-- BRIEF --
Exclude the pictures, then repeat the remaining data exactly.

# start of MATERIAL

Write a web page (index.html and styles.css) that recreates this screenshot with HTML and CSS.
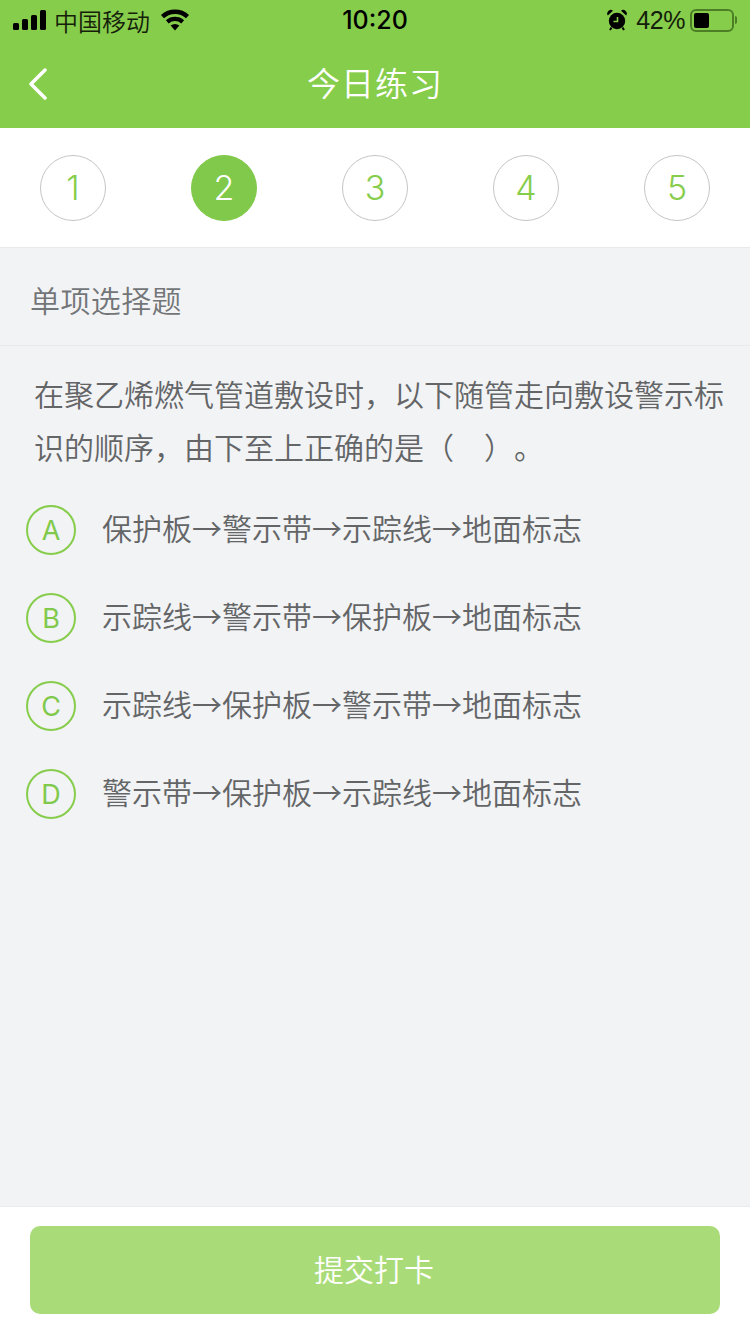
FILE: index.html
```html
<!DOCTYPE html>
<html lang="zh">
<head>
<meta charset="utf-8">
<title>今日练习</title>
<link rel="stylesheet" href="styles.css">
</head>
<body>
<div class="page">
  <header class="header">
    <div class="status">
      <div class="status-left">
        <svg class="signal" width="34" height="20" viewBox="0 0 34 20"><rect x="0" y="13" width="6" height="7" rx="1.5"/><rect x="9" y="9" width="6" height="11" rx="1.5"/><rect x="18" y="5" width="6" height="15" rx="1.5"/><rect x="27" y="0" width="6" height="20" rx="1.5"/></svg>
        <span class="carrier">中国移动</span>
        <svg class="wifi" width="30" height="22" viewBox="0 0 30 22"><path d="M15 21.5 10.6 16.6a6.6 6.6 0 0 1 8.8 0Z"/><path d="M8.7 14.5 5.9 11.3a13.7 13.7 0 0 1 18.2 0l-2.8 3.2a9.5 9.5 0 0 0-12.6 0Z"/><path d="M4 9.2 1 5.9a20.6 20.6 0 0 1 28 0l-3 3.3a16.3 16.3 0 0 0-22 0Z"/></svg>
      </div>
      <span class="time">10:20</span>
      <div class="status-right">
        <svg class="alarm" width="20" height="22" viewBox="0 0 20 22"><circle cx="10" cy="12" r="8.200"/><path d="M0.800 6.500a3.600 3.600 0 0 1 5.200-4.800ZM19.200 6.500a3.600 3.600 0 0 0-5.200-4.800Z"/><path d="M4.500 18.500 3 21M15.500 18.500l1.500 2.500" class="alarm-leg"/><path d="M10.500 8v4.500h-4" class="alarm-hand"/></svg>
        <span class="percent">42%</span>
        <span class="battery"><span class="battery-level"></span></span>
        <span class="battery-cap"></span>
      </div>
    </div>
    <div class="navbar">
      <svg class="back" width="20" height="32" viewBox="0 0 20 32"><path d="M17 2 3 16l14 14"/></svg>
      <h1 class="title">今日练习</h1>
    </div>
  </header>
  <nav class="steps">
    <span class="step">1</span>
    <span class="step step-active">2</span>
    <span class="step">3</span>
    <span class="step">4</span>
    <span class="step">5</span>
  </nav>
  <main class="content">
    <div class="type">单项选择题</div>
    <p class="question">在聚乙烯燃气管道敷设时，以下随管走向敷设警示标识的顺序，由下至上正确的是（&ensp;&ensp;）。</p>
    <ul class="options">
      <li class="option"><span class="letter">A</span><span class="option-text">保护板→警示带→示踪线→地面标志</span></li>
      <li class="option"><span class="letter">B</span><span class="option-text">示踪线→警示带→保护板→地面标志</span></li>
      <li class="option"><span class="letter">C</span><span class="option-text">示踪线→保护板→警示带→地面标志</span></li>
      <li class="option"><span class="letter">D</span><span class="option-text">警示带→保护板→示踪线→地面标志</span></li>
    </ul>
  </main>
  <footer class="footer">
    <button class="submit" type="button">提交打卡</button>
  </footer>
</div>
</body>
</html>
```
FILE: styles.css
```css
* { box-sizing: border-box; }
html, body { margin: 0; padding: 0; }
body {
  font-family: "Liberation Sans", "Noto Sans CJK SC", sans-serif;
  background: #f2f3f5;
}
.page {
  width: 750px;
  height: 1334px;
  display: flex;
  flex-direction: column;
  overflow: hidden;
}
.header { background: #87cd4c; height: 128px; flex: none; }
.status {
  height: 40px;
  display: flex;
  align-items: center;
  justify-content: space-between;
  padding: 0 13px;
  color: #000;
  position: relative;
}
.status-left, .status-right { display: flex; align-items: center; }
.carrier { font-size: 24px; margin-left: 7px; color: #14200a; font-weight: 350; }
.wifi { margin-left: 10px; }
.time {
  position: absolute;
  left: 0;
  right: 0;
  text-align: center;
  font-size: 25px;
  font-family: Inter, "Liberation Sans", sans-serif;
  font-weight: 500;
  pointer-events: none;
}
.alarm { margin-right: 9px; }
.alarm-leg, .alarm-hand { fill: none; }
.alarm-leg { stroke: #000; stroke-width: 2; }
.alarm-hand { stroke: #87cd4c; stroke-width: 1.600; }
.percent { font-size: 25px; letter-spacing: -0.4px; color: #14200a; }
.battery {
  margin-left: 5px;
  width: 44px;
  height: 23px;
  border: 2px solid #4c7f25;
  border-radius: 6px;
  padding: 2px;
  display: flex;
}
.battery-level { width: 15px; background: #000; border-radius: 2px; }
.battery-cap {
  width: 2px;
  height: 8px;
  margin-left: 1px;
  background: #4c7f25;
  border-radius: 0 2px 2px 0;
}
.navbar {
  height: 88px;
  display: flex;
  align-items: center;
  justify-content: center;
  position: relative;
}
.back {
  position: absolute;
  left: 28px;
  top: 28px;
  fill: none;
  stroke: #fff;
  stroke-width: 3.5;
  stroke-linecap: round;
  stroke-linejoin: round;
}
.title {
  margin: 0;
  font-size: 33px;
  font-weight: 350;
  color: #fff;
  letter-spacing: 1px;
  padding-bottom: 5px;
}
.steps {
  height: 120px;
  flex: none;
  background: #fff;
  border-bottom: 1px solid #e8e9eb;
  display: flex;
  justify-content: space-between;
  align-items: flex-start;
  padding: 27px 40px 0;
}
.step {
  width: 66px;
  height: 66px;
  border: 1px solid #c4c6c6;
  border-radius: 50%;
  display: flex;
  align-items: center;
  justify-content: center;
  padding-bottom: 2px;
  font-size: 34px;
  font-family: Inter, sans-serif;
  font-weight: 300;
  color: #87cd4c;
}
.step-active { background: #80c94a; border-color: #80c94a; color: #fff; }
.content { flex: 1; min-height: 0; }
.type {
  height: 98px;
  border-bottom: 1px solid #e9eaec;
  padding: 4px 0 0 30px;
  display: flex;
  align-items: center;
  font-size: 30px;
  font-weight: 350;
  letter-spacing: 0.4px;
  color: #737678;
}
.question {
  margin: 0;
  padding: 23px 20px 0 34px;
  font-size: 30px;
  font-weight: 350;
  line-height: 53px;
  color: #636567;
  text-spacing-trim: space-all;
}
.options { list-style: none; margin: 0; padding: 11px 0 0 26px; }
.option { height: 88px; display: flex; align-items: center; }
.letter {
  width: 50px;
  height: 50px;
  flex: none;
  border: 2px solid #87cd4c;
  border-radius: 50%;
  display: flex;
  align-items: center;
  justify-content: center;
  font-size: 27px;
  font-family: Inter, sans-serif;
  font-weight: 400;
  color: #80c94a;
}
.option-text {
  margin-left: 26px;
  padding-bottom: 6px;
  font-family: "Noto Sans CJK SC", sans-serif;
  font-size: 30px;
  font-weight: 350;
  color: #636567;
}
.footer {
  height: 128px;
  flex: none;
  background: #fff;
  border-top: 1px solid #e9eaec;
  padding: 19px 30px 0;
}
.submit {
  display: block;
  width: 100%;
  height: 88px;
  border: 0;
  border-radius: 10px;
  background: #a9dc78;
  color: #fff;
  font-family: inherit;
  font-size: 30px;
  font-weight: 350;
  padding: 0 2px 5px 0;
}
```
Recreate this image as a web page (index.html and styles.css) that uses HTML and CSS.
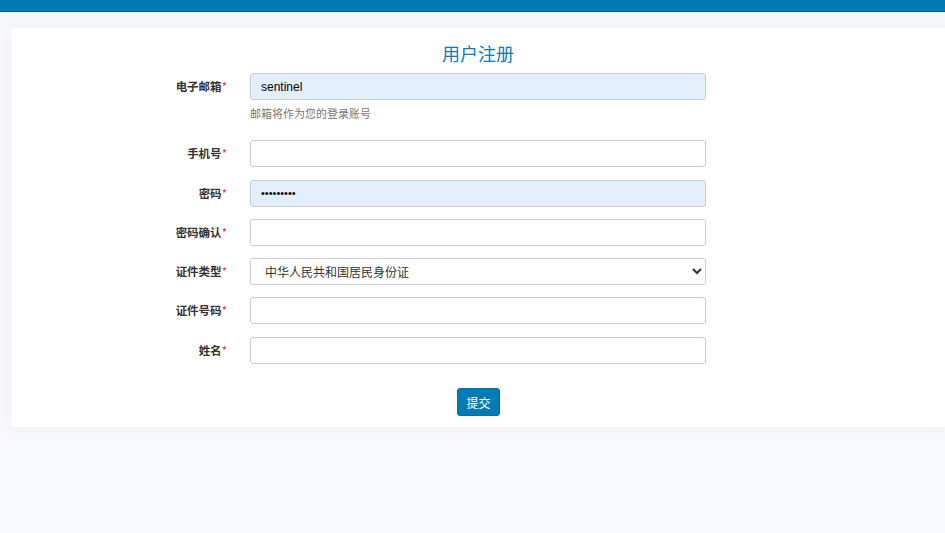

# end of MATERIAL

-- OUTPUT OF THE TASK --
Write a web page (index.html and styles.css) that recreates this screenshot with HTML and CSS.
FILE: index.html
```html
<!DOCTYPE html>
<html lang="zh">
<head>
<meta charset="utf-8">
<title>今日练习</title>
<link rel="stylesheet" href="styles.css">
</head>
<body>
<div class="page">
  <header class="header">
    <div class="status">
      <div class="status-left">
        <svg class="signal" width="34" height="20" viewBox="0 0 34 20"><rect x="0" y="13" width="6" height="7" rx="1.5"/><rect x="9" y="9" width="6" height="11" rx="1.5"/><rect x="18" y="5" width="6" height="15" rx="1.5"/><rect x="27" y="0" width="6" height="20" rx="1.5"/></svg>
        <span class="carrier">中国移动</span>
        <svg class="wifi" width="30" height="22" viewBox="0 0 30 22"><path d="M15 21.5 10.6 16.6a6.6 6.6 0 0 1 8.8 0Z"/><path d="M8.7 14.5 5.9 11.3a13.7 13.7 0 0 1 18.2 0l-2.8 3.2a9.5 9.5 0 0 0-12.6 0Z"/><path d="M4 9.2 1 5.9a20.6 20.6 0 0 1 28 0l-3 3.3a16.3 16.3 0 0 0-22 0Z"/></svg>
      </div>
      <span class="time">10:20</span>
      <div class="status-right">
        <svg class="alarm" width="20" height="22" viewBox="0 0 20 22"><circle cx="10" cy="12" r="8.200"/><path d="M0.800 6.500a3.600 3.600 0 0 1 5.200-4.800ZM19.200 6.500a3.600 3.600 0 0 0-5.200-4.800Z"/><path d="M4.500 18.500 3 21M15.500 18.500l1.500 2.500" class="alarm-leg"/><path d="M10.500 8v4.500h-4" class="alarm-hand"/></svg>
        <span class="percent">42%</span>
        <span class="battery"><span class="battery-level"></span></span>
        <span class="battery-cap"></span>
      </div>
    </div>
    <div class="navbar">
      <svg class="back" width="20" height="32" viewBox="0 0 20 32"><path d="M17 2 3 16l14 14"/></svg>
      <h1 class="title">今日练习</h1>
    </div>
  </header>
  <nav class="steps">
    <span class="step">1</span>
    <span class="step step-active">2</span>
    <span class="step">3</span>
    <span class="step">4</span>
    <span class="step">5</span>
  </nav>
  <main class="content">
    <div class="type">单项选择题</div>
    <p class="question">在聚乙烯燃气管道敷设时，以下随管走向敷设警示标识的顺序，由下至上正确的是（&ensp;&ensp;）。</p>
    <ul class="options">
      <li class="option"><span class="letter">A</span><span class="option-text">保护板→警示带→示踪线→地面标志</span></li>
      <li class="option"><span class="letter">B</span><span class="option-text">示踪线→警示带→保护板→地面标志</span></li>
      <li class="option"><span class="letter">C</span><span class="option-text">示踪线→保护板→警示带→地面标志</span></li>
      <li class="option"><span class="letter">D</span><span class="option-text">警示带→保护板→示踪线→地面标志</span></li>
    </ul>
  </main>
  <footer class="footer">
    <button class="submit" type="button">提交打卡</button>
  </footer>
</div>
</body>
</html>
```
FILE: styles.css
```css
* { box-sizing: border-box; }
html, body { margin: 0; padding: 0; }
body {
  font-family: "Liberation Sans", "Noto Sans CJK SC", sans-serif;
  background: #f2f3f5;
}
.page {
  width: 750px;
  height: 1334px;
  display: flex;
  flex-direction: column;
  overflow: hidden;
}
.header { background: #87cd4c; height: 128px; flex: none; }
.status {
  height: 40px;
  display: flex;
  align-items: center;
  justify-content: space-between;
  padding: 0 13px;
  color: #000;
  position: relative;
}
.status-left, .status-right { display: flex; align-items: center; }
.carrier { font-size: 24px; margin-left: 7px; color: #14200a; font-weight: 350; }
.wifi { margin-left: 10px; }
.time {
  position: absolute;
  left: 0;
  right: 0;
  text-align: center;
  font-size: 25px;
  font-family: Inter, "Liberation Sans", sans-serif;
  font-weight: 500;
  pointer-events: none;
}
.alarm { margin-right: 9px; }
.alarm-leg, .alarm-hand { fill: none; }
.alarm-leg { stroke: #000; stroke-width: 2; }
.alarm-hand { stroke: #87cd4c; stroke-width: 1.600; }
.percent { font-size: 25px; letter-spacing: -0.4px; color: #14200a; }
.battery {
  margin-left: 5px;
  width: 44px;
  height: 23px;
  border: 2px solid #4c7f25;
  border-radius: 6px;
  padding: 2px;
  display: flex;
}
.battery-level { width: 15px; background: #000; border-radius: 2px; }
.battery-cap {
  width: 2px;
  height: 8px;
  margin-left: 1px;
  background: #4c7f25;
  border-radius: 0 2px 2px 0;
}
.navbar {
  height: 88px;
  display: flex;
  align-items: center;
  justify-content: center;
  position: relative;
}
.back {
  position: absolute;
  left: 28px;
  top: 28px;
  fill: none;
  stroke: #fff;
  stroke-width: 3.5;
  stroke-linecap: round;
  stroke-linejoin: round;
}
.title {
  margin: 0;
  font-size: 33px;
  font-weight: 350;
  color: #fff;
  letter-spacing: 1px;
  padding-bottom: 5px;
}
.steps {
  height: 120px;
  flex: none;
  background: #fff;
  border-bottom: 1px solid #e8e9eb;
  display: flex;
  justify-content: space-between;
  align-items: flex-start;
  padding: 27px 40px 0;
}
.step {
  width: 66px;
  height: 66px;
  border: 1px solid #c4c6c6;
  border-radius: 50%;
  display: flex;
  align-items: center;
  justify-content: center;
  padding-bottom: 2px;
  font-size: 34px;
  font-family: Inter, sans-serif;
  font-weight: 300;
  color: #87cd4c;
}
.step-active { background: #80c94a; border-color: #80c94a; color: #fff; }
.content { flex: 1; min-height: 0; }
.type {
  height: 98px;
  border-bottom: 1px solid #e9eaec;
  padding: 4px 0 0 30px;
  display: flex;
  align-items: center;
  font-size: 30px;
  font-weight: 350;
  letter-spacing: 0.4px;
  color: #737678;
}
.question {
  margin: 0;
  padding: 23px 20px 0 34px;
  font-size: 30px;
  font-weight: 350;
  line-height: 53px;
  color: #636567;
  text-spacing-trim: space-all;
}
.options { list-style: none; margin: 0; padding: 11px 0 0 26px; }
.option { height: 88px; display: flex; align-items: center; }
.letter {
  width: 50px;
  height: 50px;
  flex: none;
  border: 2px solid #87cd4c;
  border-radius: 50%;
  display: flex;
  align-items: center;
  justify-content: center;
  font-size: 27px;
  font-family: Inter, sans-serif;
  font-weight: 400;
  color: #80c94a;
}
.option-text {
  margin-left: 26px;
  padding-bottom: 6px;
  font-family: "Noto Sans CJK SC", sans-serif;
  font-size: 30px;
  font-weight: 350;
  color: #636567;
}
.footer {
  height: 128px;
  flex: none;
  background: #fff;
  border-top: 1px solid #e9eaec;
  padding: 19px 30px 0;
}
.submit {
  display: block;
  width: 100%;
  height: 88px;
  border: 0;
  border-radius: 10px;
  background: #a9dc78;
  color: #fff;
  font-family: inherit;
  font-size: 30px;
  font-weight: 350;
  padding: 0 2px 5px 0;
}
```
Recreate this image as a web page (index.html and styles.css) that uses HTML and CSS.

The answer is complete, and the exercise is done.